If I learn that Susie in the past (or currently) has sexually molested a child or an adolescent, I not only can notify the police or child protection agencies; I should notify them. A child's safety is more important than my friendship or clinical relationship with Susie. Taking care of the child's welfare is essential. This is the reason for mandated reporting of child abuse. With mandated reporting, professionals are protected when they do report.

There is a general principle: negligent enablement of violence and malicious harm done by family members, friends, professional colleagues, bystanders, and other associates creates a moral and ethical issue for all bystanders. The person who enables violence, in my opinion, is as morally and ethically culpable as the person who actually enacts the violence. In addition, morally and ethically deficient enablement includes passive negligence as well as more active and deliberate institutional cover-up activities.

Knowing, for example, about the cover-up of sexual violence inside religious institutions or learning about the sexual trafficking of children by clergy members means that one must speak up. One must become a whistle-blower.

One can, in these kinds of situations, become an enabler of injustice or one can act. There is a minimum amount of wiggle room between these two options.

The moral action is to become involved on the side of justice and on the side of accountability. The immoral action is to remain silent.

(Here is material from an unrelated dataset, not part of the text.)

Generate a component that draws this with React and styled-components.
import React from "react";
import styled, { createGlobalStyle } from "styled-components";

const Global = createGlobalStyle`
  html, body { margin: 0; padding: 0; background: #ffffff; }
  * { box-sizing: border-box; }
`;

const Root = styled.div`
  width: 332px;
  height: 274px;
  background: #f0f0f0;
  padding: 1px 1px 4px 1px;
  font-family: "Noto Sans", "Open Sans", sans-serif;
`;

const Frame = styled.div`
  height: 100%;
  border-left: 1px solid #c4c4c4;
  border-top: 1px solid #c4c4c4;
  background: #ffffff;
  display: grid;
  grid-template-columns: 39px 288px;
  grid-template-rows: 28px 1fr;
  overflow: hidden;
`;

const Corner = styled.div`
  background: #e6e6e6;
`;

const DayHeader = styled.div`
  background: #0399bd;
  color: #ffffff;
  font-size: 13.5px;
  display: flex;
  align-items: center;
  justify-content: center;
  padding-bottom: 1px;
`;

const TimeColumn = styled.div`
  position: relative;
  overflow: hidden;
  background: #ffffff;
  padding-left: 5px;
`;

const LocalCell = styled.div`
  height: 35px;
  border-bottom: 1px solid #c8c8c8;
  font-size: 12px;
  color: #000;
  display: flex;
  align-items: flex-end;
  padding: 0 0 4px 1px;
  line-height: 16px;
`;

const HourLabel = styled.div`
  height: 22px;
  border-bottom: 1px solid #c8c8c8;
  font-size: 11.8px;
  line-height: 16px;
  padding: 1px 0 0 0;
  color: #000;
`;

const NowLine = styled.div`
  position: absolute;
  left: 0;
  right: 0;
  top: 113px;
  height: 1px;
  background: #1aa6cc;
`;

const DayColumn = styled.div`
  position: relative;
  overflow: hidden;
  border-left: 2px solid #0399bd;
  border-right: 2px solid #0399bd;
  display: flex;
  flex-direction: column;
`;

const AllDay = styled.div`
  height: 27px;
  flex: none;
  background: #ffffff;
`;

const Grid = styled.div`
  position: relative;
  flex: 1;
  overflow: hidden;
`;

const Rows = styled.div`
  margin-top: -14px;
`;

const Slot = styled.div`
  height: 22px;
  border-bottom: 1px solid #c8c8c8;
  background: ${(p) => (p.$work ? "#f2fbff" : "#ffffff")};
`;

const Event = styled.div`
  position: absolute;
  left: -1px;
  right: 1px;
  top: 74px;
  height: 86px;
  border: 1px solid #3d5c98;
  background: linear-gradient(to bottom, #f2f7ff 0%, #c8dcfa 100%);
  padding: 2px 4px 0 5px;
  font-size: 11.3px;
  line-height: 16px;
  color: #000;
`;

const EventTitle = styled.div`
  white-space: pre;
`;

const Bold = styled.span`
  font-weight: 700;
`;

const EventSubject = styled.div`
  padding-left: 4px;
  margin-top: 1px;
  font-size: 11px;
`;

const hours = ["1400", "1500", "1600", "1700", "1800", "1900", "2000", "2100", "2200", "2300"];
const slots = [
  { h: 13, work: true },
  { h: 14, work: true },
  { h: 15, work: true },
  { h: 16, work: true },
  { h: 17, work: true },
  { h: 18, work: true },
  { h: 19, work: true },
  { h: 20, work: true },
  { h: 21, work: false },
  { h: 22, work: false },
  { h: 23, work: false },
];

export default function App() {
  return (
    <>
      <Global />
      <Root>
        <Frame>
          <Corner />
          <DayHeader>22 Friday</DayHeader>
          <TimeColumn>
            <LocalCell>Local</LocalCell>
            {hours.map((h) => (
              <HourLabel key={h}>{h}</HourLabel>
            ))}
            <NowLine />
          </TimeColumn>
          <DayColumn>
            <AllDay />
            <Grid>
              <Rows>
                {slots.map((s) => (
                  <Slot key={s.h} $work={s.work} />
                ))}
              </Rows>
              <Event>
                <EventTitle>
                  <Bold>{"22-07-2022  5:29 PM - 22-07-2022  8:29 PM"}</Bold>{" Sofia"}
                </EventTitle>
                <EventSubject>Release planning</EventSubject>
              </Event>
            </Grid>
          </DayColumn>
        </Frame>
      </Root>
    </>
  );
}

I am drawn to Thich Nhat Hanh's wisdom. In the sexual violation narrative, I need to recognize that given the right circumstances, I could be any one of the narrative's characters. I could be a victim; I could be a victimizer; I could be a passive bystander; I could be a hostile witness. I am drawn, therefore, to his teaching: a compassionate heart is essential to the work of the peace-maker and to the adjudicator of justice for the survivors of violation.

Peacemaking is not making nice-nice. Active peacemaking involves paying attention, learning to see with the heart, and developing a willingness to get one's hands very dirty. It involves learning to speak truthfully about very difficult human issues. It means taking risks to intervene in order to protect the most vulnerable among us.  t means learning to live comfortably with power — so comfortably that one can compassionately speak truth to power. Most of all, I suppose, it means learning to recognize and to manage our rage at institutionalized corruption and interpersonal injustice so that we and others are not destroyed by it.

Because of our cultural tendency towards moral outrage and disdain for perpetrators and their victims, it is essential work to consider the pathway to healing for victims and their perpetrators — a path to personal healing which does not demand forgiveness from victims but which insists upon truthfulness and accountability from perpetrators..

Yet, whenever we enter the work of healing with survivors of violence and victimization, we, at the very least, must allow for the potential of conversion in perpetrators. It is clear to me: this restoration and reconciliation work with perpetrators is not the work of survivors. This is the work of committed spiritual healers and knowledgeable peace workers.

Holding perpetrators and their institutional enablers accountable for their abusive actions is very different from participating in acts of revenge. It is the ongoing work of the peace and justice advocate to know and embody the difference.  

Notes

xlviii. For a technical discussion of this issue, see "Mental Health Professionals' Duty to Warn," at the National Conference of State Legislatures website.